DATASET SECTION:
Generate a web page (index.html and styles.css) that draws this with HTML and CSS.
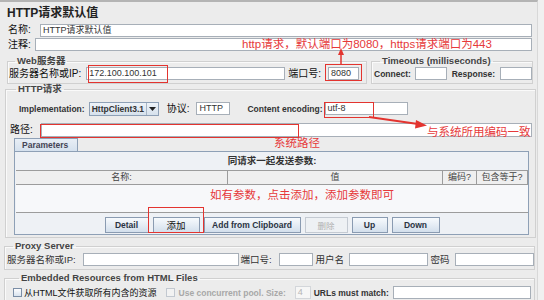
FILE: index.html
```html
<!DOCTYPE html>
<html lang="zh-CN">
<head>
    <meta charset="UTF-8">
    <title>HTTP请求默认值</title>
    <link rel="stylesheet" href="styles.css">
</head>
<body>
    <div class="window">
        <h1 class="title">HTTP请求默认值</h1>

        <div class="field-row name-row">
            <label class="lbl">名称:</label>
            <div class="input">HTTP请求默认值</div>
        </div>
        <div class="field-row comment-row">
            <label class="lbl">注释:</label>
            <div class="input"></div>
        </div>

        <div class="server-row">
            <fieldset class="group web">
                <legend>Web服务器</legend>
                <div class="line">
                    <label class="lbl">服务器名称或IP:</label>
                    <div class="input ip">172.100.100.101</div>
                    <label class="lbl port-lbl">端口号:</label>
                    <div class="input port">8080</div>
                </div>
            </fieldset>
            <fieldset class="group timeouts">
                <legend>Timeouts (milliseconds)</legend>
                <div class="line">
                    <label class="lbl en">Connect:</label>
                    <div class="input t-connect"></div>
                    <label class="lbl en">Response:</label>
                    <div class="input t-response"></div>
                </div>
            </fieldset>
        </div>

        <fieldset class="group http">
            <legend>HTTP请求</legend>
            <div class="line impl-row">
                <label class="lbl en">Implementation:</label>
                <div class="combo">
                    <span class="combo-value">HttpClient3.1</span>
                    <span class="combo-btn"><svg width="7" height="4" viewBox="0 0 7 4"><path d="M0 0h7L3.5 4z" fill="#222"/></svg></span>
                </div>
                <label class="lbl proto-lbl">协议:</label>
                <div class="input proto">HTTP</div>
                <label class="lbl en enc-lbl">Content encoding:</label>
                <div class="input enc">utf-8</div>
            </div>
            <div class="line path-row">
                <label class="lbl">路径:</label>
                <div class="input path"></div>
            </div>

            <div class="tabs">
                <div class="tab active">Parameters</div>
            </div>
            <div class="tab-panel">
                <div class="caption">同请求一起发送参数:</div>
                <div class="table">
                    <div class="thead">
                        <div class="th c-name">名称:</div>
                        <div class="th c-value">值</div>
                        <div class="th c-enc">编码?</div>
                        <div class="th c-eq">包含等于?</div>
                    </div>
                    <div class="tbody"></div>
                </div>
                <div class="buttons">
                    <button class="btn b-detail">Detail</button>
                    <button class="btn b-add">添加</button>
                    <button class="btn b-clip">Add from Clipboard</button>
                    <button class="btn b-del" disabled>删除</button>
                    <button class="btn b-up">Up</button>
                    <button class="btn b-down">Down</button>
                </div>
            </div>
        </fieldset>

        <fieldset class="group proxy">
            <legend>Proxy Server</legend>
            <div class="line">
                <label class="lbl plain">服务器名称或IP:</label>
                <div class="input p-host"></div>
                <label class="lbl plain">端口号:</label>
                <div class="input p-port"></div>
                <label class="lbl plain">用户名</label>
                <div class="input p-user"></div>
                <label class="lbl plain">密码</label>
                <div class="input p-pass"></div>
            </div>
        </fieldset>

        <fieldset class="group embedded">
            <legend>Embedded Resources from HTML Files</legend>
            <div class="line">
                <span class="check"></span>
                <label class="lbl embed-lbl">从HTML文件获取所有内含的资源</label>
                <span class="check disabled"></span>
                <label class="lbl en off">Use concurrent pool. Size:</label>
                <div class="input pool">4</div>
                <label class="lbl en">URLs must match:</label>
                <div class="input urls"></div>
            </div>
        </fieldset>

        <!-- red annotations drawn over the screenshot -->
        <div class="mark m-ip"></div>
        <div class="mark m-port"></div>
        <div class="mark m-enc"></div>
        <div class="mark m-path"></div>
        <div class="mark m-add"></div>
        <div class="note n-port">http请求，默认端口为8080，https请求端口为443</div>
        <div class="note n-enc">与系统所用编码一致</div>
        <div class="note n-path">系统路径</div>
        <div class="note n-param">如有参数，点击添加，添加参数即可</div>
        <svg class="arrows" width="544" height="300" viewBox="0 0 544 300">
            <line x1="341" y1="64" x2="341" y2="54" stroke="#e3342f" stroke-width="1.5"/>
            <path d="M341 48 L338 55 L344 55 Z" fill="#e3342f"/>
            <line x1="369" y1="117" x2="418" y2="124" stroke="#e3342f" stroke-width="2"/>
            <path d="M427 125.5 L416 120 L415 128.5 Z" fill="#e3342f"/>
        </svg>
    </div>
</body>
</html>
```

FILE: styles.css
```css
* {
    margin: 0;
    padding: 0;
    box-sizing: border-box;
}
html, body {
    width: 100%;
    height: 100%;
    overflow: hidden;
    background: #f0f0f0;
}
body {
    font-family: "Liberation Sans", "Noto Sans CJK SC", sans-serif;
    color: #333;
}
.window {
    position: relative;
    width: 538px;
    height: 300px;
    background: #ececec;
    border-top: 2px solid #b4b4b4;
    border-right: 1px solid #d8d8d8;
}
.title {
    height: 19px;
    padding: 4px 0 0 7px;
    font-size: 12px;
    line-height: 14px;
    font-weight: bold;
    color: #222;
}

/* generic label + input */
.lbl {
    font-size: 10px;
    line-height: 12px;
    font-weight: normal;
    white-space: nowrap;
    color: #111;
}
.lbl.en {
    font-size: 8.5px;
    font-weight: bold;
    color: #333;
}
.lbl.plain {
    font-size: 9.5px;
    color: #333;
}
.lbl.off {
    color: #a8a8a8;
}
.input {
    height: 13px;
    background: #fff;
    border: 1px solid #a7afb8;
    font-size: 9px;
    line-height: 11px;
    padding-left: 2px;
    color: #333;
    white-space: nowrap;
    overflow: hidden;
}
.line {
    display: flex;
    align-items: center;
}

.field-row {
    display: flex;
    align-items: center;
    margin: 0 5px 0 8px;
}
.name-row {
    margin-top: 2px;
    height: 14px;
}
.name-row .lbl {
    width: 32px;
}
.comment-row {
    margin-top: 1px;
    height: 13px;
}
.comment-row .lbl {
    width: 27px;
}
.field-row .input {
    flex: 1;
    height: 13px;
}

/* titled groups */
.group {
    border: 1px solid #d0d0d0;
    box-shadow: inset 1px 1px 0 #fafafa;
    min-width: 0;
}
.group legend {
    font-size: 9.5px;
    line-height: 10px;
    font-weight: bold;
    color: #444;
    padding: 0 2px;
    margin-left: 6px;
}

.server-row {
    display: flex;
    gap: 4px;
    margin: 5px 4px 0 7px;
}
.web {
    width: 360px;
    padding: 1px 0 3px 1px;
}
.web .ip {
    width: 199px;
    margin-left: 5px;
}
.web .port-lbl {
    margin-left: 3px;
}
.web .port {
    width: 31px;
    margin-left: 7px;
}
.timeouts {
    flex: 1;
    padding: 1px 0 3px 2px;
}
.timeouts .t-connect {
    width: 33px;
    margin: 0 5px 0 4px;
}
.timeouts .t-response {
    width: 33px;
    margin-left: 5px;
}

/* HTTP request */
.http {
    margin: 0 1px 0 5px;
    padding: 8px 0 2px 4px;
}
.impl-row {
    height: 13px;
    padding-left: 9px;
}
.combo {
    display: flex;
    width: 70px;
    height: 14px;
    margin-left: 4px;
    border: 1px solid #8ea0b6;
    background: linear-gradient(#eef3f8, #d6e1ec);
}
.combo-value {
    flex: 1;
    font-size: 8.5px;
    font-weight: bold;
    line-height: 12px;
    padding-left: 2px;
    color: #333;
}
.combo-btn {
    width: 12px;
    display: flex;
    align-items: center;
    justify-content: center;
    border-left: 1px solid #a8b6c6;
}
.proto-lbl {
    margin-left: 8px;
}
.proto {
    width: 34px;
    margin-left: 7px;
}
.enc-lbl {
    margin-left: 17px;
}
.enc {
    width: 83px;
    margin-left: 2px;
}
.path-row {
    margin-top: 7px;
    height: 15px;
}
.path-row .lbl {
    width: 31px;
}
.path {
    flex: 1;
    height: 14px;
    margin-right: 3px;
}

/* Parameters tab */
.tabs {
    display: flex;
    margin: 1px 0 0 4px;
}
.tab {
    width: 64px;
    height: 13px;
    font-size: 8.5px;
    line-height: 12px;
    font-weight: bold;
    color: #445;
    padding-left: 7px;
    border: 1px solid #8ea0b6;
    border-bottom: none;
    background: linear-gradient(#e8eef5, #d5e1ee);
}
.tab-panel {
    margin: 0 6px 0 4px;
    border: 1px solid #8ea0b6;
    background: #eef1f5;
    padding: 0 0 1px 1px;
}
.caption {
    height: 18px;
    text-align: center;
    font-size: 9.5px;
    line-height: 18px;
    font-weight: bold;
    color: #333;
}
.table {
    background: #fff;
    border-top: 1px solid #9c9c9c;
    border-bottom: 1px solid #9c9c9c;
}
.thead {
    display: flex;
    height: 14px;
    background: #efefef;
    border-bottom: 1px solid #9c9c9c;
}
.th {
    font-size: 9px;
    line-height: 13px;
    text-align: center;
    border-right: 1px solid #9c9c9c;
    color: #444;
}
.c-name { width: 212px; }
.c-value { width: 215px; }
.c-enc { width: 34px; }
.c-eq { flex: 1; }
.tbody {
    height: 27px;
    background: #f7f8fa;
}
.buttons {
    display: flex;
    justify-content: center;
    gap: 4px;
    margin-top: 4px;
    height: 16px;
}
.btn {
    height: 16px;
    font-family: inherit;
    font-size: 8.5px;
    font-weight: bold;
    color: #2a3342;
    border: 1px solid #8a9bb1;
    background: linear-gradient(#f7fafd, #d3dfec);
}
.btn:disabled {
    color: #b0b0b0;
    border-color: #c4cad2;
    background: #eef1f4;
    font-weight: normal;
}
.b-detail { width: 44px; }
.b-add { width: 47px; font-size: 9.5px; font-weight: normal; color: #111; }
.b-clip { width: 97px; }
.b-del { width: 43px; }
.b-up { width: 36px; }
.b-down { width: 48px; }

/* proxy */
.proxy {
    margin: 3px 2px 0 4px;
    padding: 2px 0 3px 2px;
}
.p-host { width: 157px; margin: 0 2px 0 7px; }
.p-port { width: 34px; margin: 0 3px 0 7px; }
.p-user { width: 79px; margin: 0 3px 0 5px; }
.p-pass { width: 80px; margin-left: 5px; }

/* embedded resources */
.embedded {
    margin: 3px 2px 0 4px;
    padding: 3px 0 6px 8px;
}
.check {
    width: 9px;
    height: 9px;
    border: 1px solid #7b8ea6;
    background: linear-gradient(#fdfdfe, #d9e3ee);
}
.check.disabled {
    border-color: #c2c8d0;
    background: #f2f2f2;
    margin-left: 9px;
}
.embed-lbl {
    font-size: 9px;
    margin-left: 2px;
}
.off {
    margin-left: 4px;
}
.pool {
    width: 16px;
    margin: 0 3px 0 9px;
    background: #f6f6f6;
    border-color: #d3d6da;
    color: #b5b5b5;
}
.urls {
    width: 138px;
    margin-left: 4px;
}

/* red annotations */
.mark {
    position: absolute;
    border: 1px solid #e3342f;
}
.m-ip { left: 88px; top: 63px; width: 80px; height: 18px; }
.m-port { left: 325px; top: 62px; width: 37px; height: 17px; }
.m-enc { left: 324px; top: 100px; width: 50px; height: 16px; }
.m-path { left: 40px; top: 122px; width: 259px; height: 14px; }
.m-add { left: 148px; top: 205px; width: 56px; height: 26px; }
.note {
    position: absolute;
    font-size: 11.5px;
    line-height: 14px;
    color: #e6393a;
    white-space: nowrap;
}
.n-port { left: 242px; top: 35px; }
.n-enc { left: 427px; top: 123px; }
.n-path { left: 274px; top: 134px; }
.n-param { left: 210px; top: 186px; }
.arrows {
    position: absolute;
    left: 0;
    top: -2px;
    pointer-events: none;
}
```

WHAT THE EXERCISE ASKS:
Count how many lines hold the string "index" and give that number alone.

RESULT BELOW:
2